Au micro de nos confrères d’Ici Provence (ex-France Bleu) ce mardi, le président de l’association SOS Racisme Dominique Sopo a de son côté souligné que «ce crime arrive dans un contexte de dégradation spectaculaire du débat public, marqué par une stigmatisation continue des immigrés, de leurs enfants, des musulmans.» Il s’alarme du «retour des crimes racistes» et note à cet égard la mollesse de la réponse politique : «Quand il s’agit d’autres faits divers, les responsables politiques réagissent immédiatement. Pour les violences racistes, on constate toujours un retard à l’allumage.»

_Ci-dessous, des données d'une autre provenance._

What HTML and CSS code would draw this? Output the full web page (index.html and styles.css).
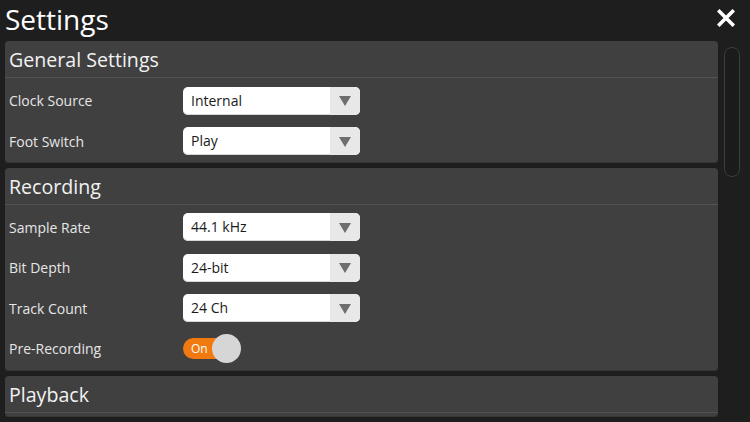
FILE: index.html
```html
<!DOCTYPE html>
<html>
<head>
<meta charset="utf-8">
<link rel="stylesheet" href="styles.css">
</head>
<body>
<div class="app">
  <header class="topbar">
    <h1 class="title">Settings</h1>
    <button class="close" aria-label="Close">
      <svg width="18" height="18" viewBox="0 0 18 18"><path d="M2.5 2.5 L15.5 15.5 M15.5 2.5 L2.5 15.5" stroke="#fff" stroke-width="3.6" stroke-linecap="square"/></svg>
    </button>
  </header>
  <div class="body">
    <main class="list">
      <section class="panel">
        <h2 class="panel-head">General Settings</h2>
        <div class="rows">
          <div class="row"><span class="label">Clock Source</span><div class="select"><span class="val">Internal</span><span class="arrow"></span></div></div>
          <div class="row"><span class="label">Foot Switch</span><div class="select"><span class="val">Play</span><span class="arrow"></span></div></div>
        </div>
      </section>
      <section class="panel">
        <h2 class="panel-head">Recording</h2>
        <div class="rows">
          <div class="row"><span class="label">Sample Rate</span><div class="select"><span class="val">44.1 kHz</span><span class="arrow"></span></div></div>
          <div class="row"><span class="label">Bit Depth</span><div class="select"><span class="val">24-bit</span><span class="arrow"></span></div></div>
          <div class="row"><span class="label">Track Count</span><div class="select"><span class="val">24 Ch</span><span class="arrow"></span></div></div>
          <div class="row"><span class="label">Pre-Recording</span><div class="toggle"><span class="track">On</span><span class="knob"></span></div></div>
        </div>
      </section>
      <section class="panel">
        <h2 class="panel-head">Playback</h2>
        <div class="rows"></div>
      </section>
    </main>
    <div class="scroll"><div class="thumb"></div></div>
  </div>
</div>
</body>
</html>
```
FILE: styles.css
```css
html, body {
  margin: 0;
  padding: 0;
  background: #1e1e1e;
  width: 750px;
  height: 422px;
  overflow: hidden;
  font-family: "Open Sans", "Noto Sans", sans-serif;
}
.app {
  display: flex;
  flex-direction: column;
  height: 422px;
}
.topbar {
  display: flex;
  align-items: center;
  justify-content: space-between;
  height: 41px;
  padding: 0 15px 0 5px;
  box-sizing: border-box;
}
.title {
  margin: 0;
  font-size: 28px;
  font-weight: 400;
  color: #ffffff;
  line-height: 41px;
  margin-top: -2px;
}
.close {
  background: none;
  border: 0;
  padding: 0;
  width: 18px;
  height: 18px;
  margin-top: -5px;
  display: flex;
}
.body {
  display: flex;
  flex: 1;
  min-height: 0;
  padding-left: 5px;
}
.list {
  width: 713px;
  display: flex;
  flex-direction: column;
  gap: 5px;
}
.panel {
  background: #404040;
  border-radius: 4px;
  flex: none;
  box-shadow: inset 0 -1px 0 #363636;
}
.panel-head {
  margin: 0;
  height: 37px;
  box-sizing: border-box;
  border-bottom: 1px solid #525252;
  padding-left: 4px;
  font-size: 19.6px;
  font-weight: 400;
  color: #f2f2f2;
  line-height: 37px;
}
.rows {
  padding: 2px 0 2px;
}
.panel:first-child .rows {
  padding: 2.5px 0 1.5px;
}
.row {
  height: 40.5px;
  display: flex;
  align-items: center;
  padding-left: 4px;
}
.label {
  width: 174px;
  font-size: 14px;
  color: #e6e6e6;
}
.select {
  width: 177px;
  height: 28px;
  background: #ffffff;
  border-radius: 5px;
  display: flex;
  overflow: hidden;
  box-shadow: inset 0 -1px 0 #d6d6d6;
}
.val {
  flex: 1;
  padding-left: 8px;
  font-size: 14px;
  line-height: 28px;
  color: #1a1a1a;
}
.arrow {
  width: 30px;
  background: #e8e8e8;
  display: flex;
  align-items: center;
  justify-content: center;
}
.arrow::after {
  content: "";
  border-left: 6.5px solid transparent;
  border-right: 6.5px solid transparent;
  border-top: 10px solid #6e6e6e;
  margin-top: 1px;
}
.toggle {
  position: relative;
  width: 58px;
  height: 29px;
  display: flex;
  align-items: center;
}
.track {
  width: 48px;
  height: 21px;
  border-radius: 11px;
  background: #f07a10;
  color: #ffffff;
  font-size: 12px;
  line-height: 21px;
  padding-left: 8px;
  box-sizing: border-box;
}
.knob {
  position: absolute;
  left: 29px;
  top: 0;
  width: 29px;
  height: 29px;
  border-radius: 50%;
  background: #d6d6d6;
}
.scroll {
  padding: 6px 0 0 6px;
}
.thumb {
  width: 14px;
  height: 128px;
  border: 1px solid #3c3c3c;
  border-radius: 8px;
  background: #1b1b1b;
}
```
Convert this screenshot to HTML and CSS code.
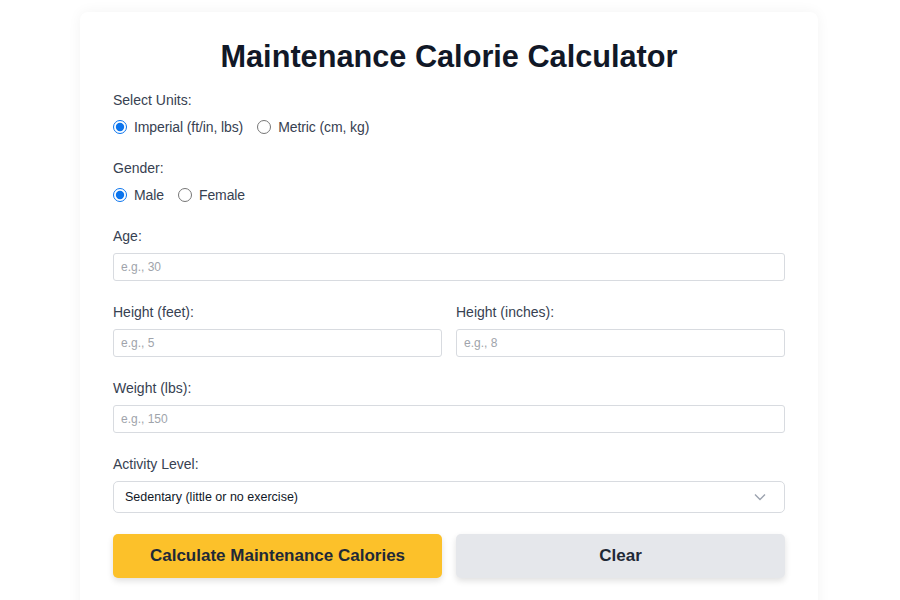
FILE: index.html
```html
<!DOCTYPE html>
<html lang="en">
<head>
  <meta charset="UTF-8">
  <meta name="viewport" content="width=device-width, initial-scale=1.0">
  <title>Maintenance Calorie Calculator</title>
  <link rel="stylesheet" href="styles.css">
</head>
<body>
  <div class="calculator">
    <h1>Maintenance Calorie Calculator</h1>

    <div class="field">
      <span class="field-label">Select Units:</span>
      <div class="radio-row">
        <label class="radio"><input type="radio" name="units" checked> Imperial (ft/in, lbs)</label>
        <label class="radio"><input type="radio" name="units"> Metric (cm, kg)</label>
      </div>
    </div>

    <div class="field">
      <span class="field-label">Gender:</span>
      <div class="radio-row">
        <label class="radio"><input type="radio" name="gender" checked> Male</label>
        <label class="radio"><input type="radio" name="gender"> Female</label>
      </div>
    </div>

    <div class="field">
      <label class="field-label" for="age">Age:</label>
      <input class="text-input" type="number" id="age" placeholder="e.g., 30">
    </div>

    <div class="two-col">
      <div class="field">
        <label class="field-label" for="feet">Height (feet):</label>
        <input class="text-input" type="number" id="feet" placeholder="e.g., 5">
      </div>
      <div class="field">
        <label class="field-label" for="inches">Height (inches):</label>
        <input class="text-input" type="number" id="inches" placeholder="e.g., 8">
      </div>
    </div>

    <div class="field">
      <label class="field-label" for="weight">Weight (lbs):</label>
      <input class="text-input" type="number" id="weight" placeholder="e.g., 150">
    </div>

    <div class="field">
      <label class="field-label" for="activity">Activity Level:</label>
      <div class="select-wrap">
        <select id="activity" class="select-input">
          <option>Sedentary (little or no exercise)</option>
          <option>Lightly active (1-3 days/week)</option>
          <option>Moderately active (3-5 days/week)</option>
          <option>Very active (6-7 days/week)</option>
          <option>Extra active (physical job)</option>
        </select>
        <svg class="chevron" width="14" height="14" viewBox="0 0 14 14">
          <path d="M2 4.5 L7 9.5 L12 4.5" fill="none" stroke="#9ca3af" stroke-width="1.4"/>
        </svg>
      </div>
    </div>

    <div class="buttons">
      <button class="btn btn-calc">Calculate Maintenance Calories</button>
      <button class="btn btn-clear">Clear</button>
    </div>
  </div>
</body>
</html>
```

FILE: styles.css
```css
body {
  font-family: "Liberation Sans", Arial, sans-serif;
  margin: 0;
  padding: 12px 2px 0 0;
  background-color: #fff;
  color: #374151;
}

.calculator {
  box-sizing: border-box;
  width: 738px;
  margin: 0 auto;
  padding: 28px 33px 40px;
  background-color: #fff;
  border-radius: 8px;
  box-shadow: 0 0 14px rgba(0, 0, 0, 0.05);
}

.calculator h1 {
  margin: 0 0 16px;
  text-align: center;
  font-size: 30.7px;
  line-height: 34px;
  color: #111827;
}

.field {
  display: flex;
  flex-direction: column;
  margin-bottom: 21px;
}

.field-label {
  font-size: 14px;
  line-height: 20px;
  margin-bottom: 7px;
  color: #374151;
}

.radio-row {
  display: flex;
  gap: 14px;
  height: 20px;
  align-items: center;
}

.radio {
  display: flex;
  align-items: center;
  gap: 7px;
  font-size: 14px;
  letter-spacing: -0.1px;
  color: #374151;
}

.radio input {
  margin: 0;
  width: 14px;
  height: 14px;
  accent-color: #0b74ed;
}

.text-input {
  box-sizing: border-box;
  height: 28px;
  padding: 0 7px;
  border: 1px solid #d8dbe0;
  border-radius: 3px;
  font-family: inherit;
  font-size: 12px;
  color: #111827;
}

.text-input::placeholder {
  color: #a0a4ab;
}

.two-col {
  display: grid;
  grid-template-columns: 1fr 1fr;
  gap: 14px;
}

.select-wrap {
  position: relative;
}

.select-input {
  box-sizing: border-box;
  width: 100%;
  height: 32px;
  padding: 0 11px;
  appearance: none;
  background-color: #fff;
  border: 1px solid #d8dbe0;
  border-radius: 5px;
  font-family: inherit;
  font-size: 12.5px;
  color: #111827;
}

.chevron {
  position: absolute;
  right: 18px;
  top: 9px;
  pointer-events: none;
}

.buttons {
  display: grid;
  grid-template-columns: 1fr 1fr;
  gap: 14px;
  margin-top: 2px;
}

.btn {
  height: 44px;
  border: none;
  border-radius: 5px;
  font-family: inherit;
  font-size: 17px;
  font-weight: bold;
  color: #1f2937;
  cursor: pointer;
  box-shadow: 0 3px 6px rgba(0, 0, 0, 0.12);
}

.btn-calc {
  background-color: #fcc12a;
}

.btn-clear {
  background-color: #e5e7eb;
}
```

Dans un communiqué, son association avait alerté : «Le double crime qui a frappé deux hommes à Puget-sur-Argens n’est pas un coup de tonnerre dans un ciel bleu. Il est le résultat d’un travail minutieux mené par le camp du racisme et visant à rendre à nouveau légitime l’expression du racisme en mots et en actes. Face à cette sinistre évolution, il est urgent que les responsables politiques et les médias cessent d’ignorer la parole antiraciste, quand ils ne travaillent pas à la marginaliser».

Le ministre de l’Intérieur, Bruno Retailleau, avait été critiqué dès dimanche par le leader de La France insoumise. «Infâme meurtre raciste dans le Var. Ne laissons pas l’officialité attiser la haine raciste en la légitimant», avait écrit Jean-Luc Mélenchon sur son compte X (ex-Twitter). Le locataire de Beauvau est régulièrement accusé par la gauche de racisme en ciblant, notamment par son vocabulaire, les immigrés, les musulmans, les jeunes de banlieue, Français ou pas. Il a ainsi qualifié de «barbares» les auteurs de violences ce week-end en marge des célébrations de la victoire du PSG en Ligue des champions, une expression dénoncée à gauche comme visant les étrangers.

Mise à jour à 16 h 15 avec les déclarations de Bruno Retailleau à l’Assemblée nationale.